New Mexico law prompts review of two hospital mergers; Albuquerque expansion proposed
New Mexico's oversight law has led to two formal reviews of hospital transactions, including a proposed Albuquerque expansion that would add 58 beds to an 18-bed behavioral health facility.

New Mexico regulators have invoked a law passed in 2024 and strengthened in 2025 to review two hospital-related transactions, underscoring state concerns about private equity ownership and the future of local health care capacity. One deal was approved in December 2024, and a second is under active review by the Health Care Authority.
The transaction under scrutiny would transfer 100 percent ownership of New Mexico Behavioral Healthcare in Albuquerque to Woodland SNF Operator Trust and Woodland SNF Operator Trust II and would expand the facility from 18 inpatient beds by an additional 58 beds. The Health Care Authority held a public meeting on the proposed transaction on Nov. 4, and no comments were submitted, the agency notice said. The agency will render a decision on the transaction by Feb. 6, according to the notice.
The reviews flow from the Health Care Consolidation Oversight Act, enacted as SB 15 in 2024, which temporarily empowered the Office of the Superintendent of Insurance to evaluate mergers and ownership changes that could affect hospitals. In 2025 the legislature moved to make oversight permanent and transfer responsibility to the New Mexico Health Care Authority through legislation commonly identified as HB 586. Tim Fowler, a spokesperson for the Health Care Authority, said the agency has received one transaction for evaluation since taking over in July 2025.

The statute requires specific reporting and post-transaction monitoring. The oversight law also mandates that an entity identified as Oceans file annual reports from 2025 through 2027 about Haven Albuquerque showing the “growth, decline and other material changes in health care services provided by Haven Albuquerque,” the “cost trends” at Haven and any other material changes. Those reports are confidential, and the Health Care Authority confirmed Oceans submitted the 2025 report.
Policy language guiding reviews was drafted to weigh service access, quality, affordability and market competition. OSI’s review “considers the impact the proposed transaction will have on access to services, quality of care, patient affordability, and competition in the market,” a provision of the earlier statute states. The 2024 law also granted OSI authority to conduct post-transaction oversight for three years to monitor compliance with any conditions placed on approved transactions and other outcomes.
Advocates and lawmakers framed the oversight push as a response to New Mexico’s “nation-leading rate of private equity-owned hospitals,” while industry groups have pushed back, arguing some critics overstate private equity risk. Observers and some policy analysts argue the law still leaves loopholes that allow transactions to proceed without state review, and a handful of policy commentators have urged legislators to consider stronger reporting rules similar to Massachusetts’ market review reforms.
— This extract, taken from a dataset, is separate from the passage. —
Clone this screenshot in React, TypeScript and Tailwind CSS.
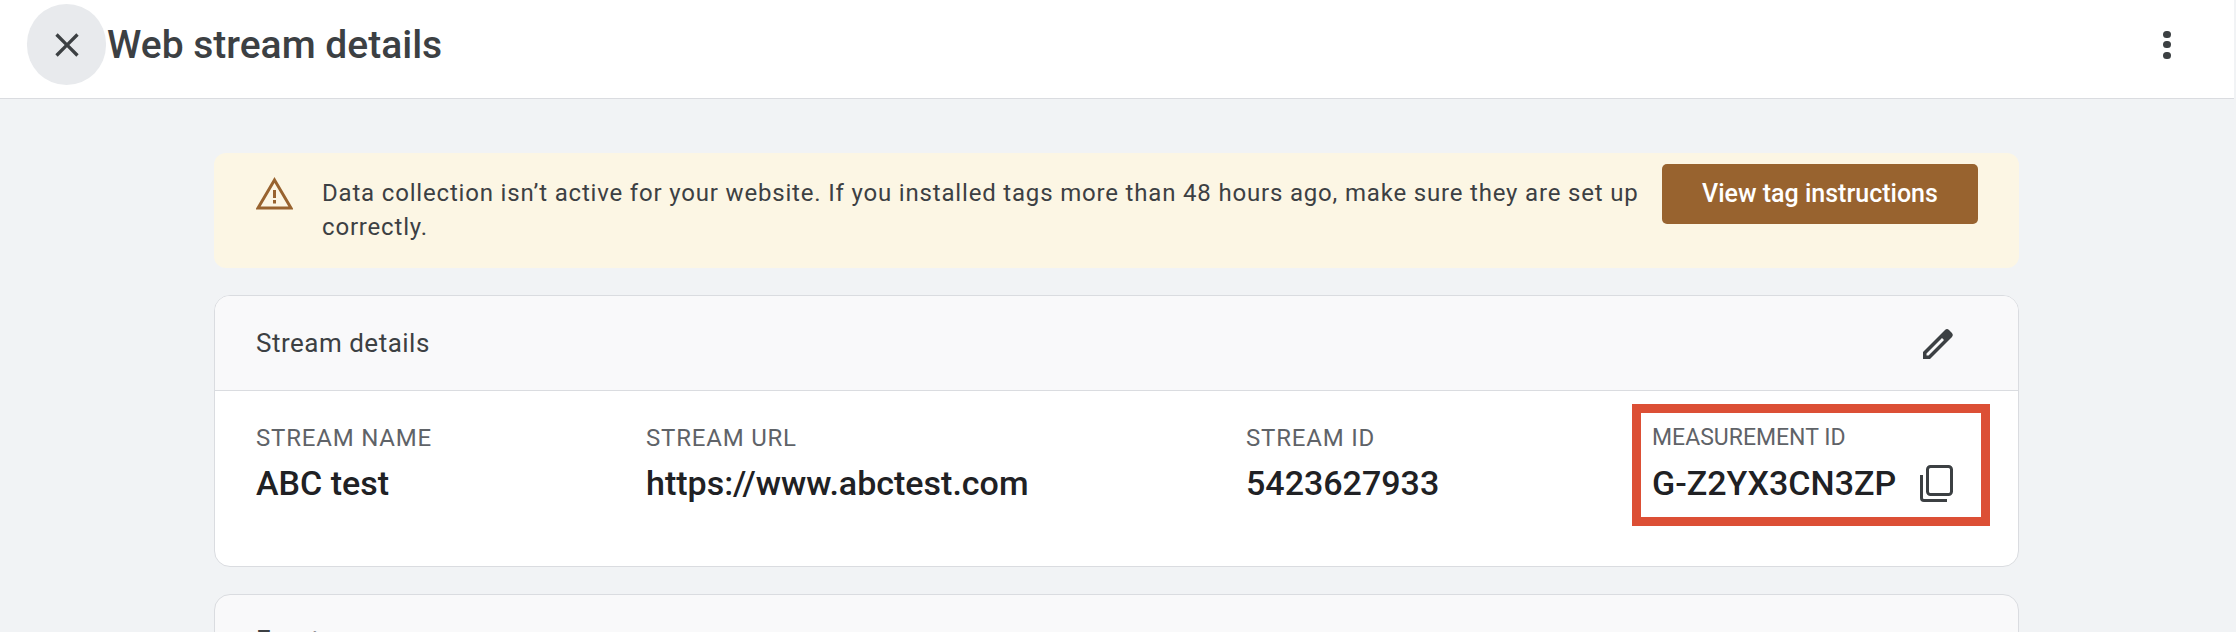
import React from 'react';

const sans = "font-['Roboto',sans-serif]";

const Field = ({ label, value, className }: { label: string; value: string; className: string }) => (
  <div className={className}>
    <div className="text-[24px] leading-[28px] tracking-[0.8px] text-[#5f6368]">{label}</div>
    <div className="mt-[11px] text-[34px] leading-[40px] font-medium text-[#202124]">{value}</div>
  </div>
);

const App = () => {
  return (
    <div className={`h-[632px] w-[2236px] overflow-hidden bg-[#f1f3f5] ${sans}`}>
      {/* Header */}
      <div className="mr-[2px] flex h-[99px] items-center border-b border-[#dadce0] bg-white pb-[9px] pl-[27px] pr-[63px]">
        <button className="flex h-[81px] w-[79px] items-center justify-center rounded-full bg-[#e8eaed] text-[#3c4043]">
          <svg width="40" height="40" viewBox="0 0 24 24" fill="currentColor">
            <path d="M19 6.41 17.59 5 12 10.59 6.41 5 5 6.41 10.59 12 5 17.59 6.41 19 12 13.41 17.59 19 19 17.59 13.41 12z" />
          </svg>
        </button>
        <h1 className="ml-px text-[39px] font-medium leading-[44px] text-[#3c4043]">Web stream details</h1>
        <div className="flex-1" />
        <div className="flex flex-col gap-[3.5px]">
          <span className="h-[7px] w-[8px] rounded-full bg-[#3c4043]" />
          <span className="h-[7px] w-[8px] rounded-full bg-[#3c4043]" />
          <span className="h-[7px] w-[8px] rounded-full bg-[#3c4043]" />
        </div>
      </div>

      <div className="pl-[214px] pr-[217px] pt-[54px]">
        {/* Warning banner */}
        <div className="flex h-[115px] rounded-[12px] bg-[#fcf6e4] pl-[42px] pr-[41px] pt-[11px]">
          <svg className="mt-[13px] shrink-0" width="37" height="33" viewBox="0 0 37 33" fill="none">
            <path d="M18.5 3 35 31H2z" stroke="#98632f" strokeWidth="3" />
            <rect x="17" y="13" width="3" height="8" fill="#98632f" />
            <rect x="17" y="23" width="3" height="3.5" fill="#98632f" />
          </svg>
          <p className="ml-[29px] mt-[12px] w-[1330px] text-[24px] leading-[34px] tracking-[0.82px] text-[#3c4043]">
            Data collection isn’t active for your website. If you installed tags more than 48 hours ago, make sure they are set up correctly.
          </p>
          <div className="flex-1" />
          <button className="flex h-[60px] w-[316px] items-center justify-center rounded-[5px] bg-[#98632f] text-[25px] font-medium text-white">
            View tag instructions
          </button>
        </div>

        {/* Stream details */}
        <div className="mt-[27px] h-[272px] overflow-hidden rounded-[16px] border border-[#dadce0] bg-white">
          <div className="flex h-[95px] items-center justify-between border-b border-[#dadce0] bg-[#f9f9fa] pl-[41px] pr-[64px]">
            <span className="text-[26px] tracking-[0.5px] text-[#3c4043]">Stream details</span>
            <svg width="31" height="31" viewBox="0 0 31 31" fill="#3c4043">
              <path
                fillRule="evenodd"
                d="M0 31V24L22 2a3 3 0 0 1 4 0l3 3a3 3 0 0 1 0 4L7 31zM3.5 27.5H5.5L21 12 19 10 3.5 25.5z"
              />
            </svg>
          </div>
          <div className="flex pl-[41px] pt-[13px]">
            <Field label="STREAM NAME" value="ABC test" className="w-[390px] pt-[20px]" />
            <Field label="STREAM URL" value="https://www.abctest.com" className="w-[600px] pt-[20px]" />
            <Field label="STREAM ID" value="5423627933" className="w-[386px] pt-[20px]" />
            {/* Red annotation box */}
            <div className="flex h-[122px] w-[358px] flex-col border-[9px] border-[#dc4f35] pl-[11px] pt-[11px]">
              <div className="text-[23px] leading-[28px] text-[#5f6368]">MEASUREMENT ID</div>
              <div className="mt-[11px] flex items-center text-[34px] leading-[40px] font-medium text-[#202124]">
                G-Z2YX3CN3ZP
                <svg className="ml-[24px]" width="33" height="37" viewBox="0 0 33 37" fill="none" stroke="#3c4043" strokeWidth="3">
                  <rect x="7.5" y="1.5" width="24" height="28" rx="3" />
                  <path d="M1.5 10V33a2.5 2.5 0 0 0 2.5 2.5H27" />
                </svg>
              </div>
            </div>
          </div>
        </div>

        {/* Next card, cut off by the window */}
        <div className="mt-[27px] h-[120px] rounded-[16px] border border-[#dadce0] bg-[#f9f9fa] pl-[41px] pt-[29px]">
          <span className="text-[26px] leading-[32px] text-[#3c4043]">Events</span>
        </div>
      </div>
    </div>
  );
};

export default App;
For Los Alamos County residents, the immediate significance is practical: an approved expansion in Albuquerque could alter where patients are admitted for inpatient behavioral health care and affect regional bed availability. The longer-term stakes include how the state monitors ownership changes that can influence cost, access and local hospital services.
What to watch next: the Health Care Authority’s decision by Feb. 6 and any public materials the agency releases explaining conditions or findings. Lawmakers and local health advocates are likely to continue pressing for clearer reporting and tighter oversight if regulators approve substantial ownership or capacity changes.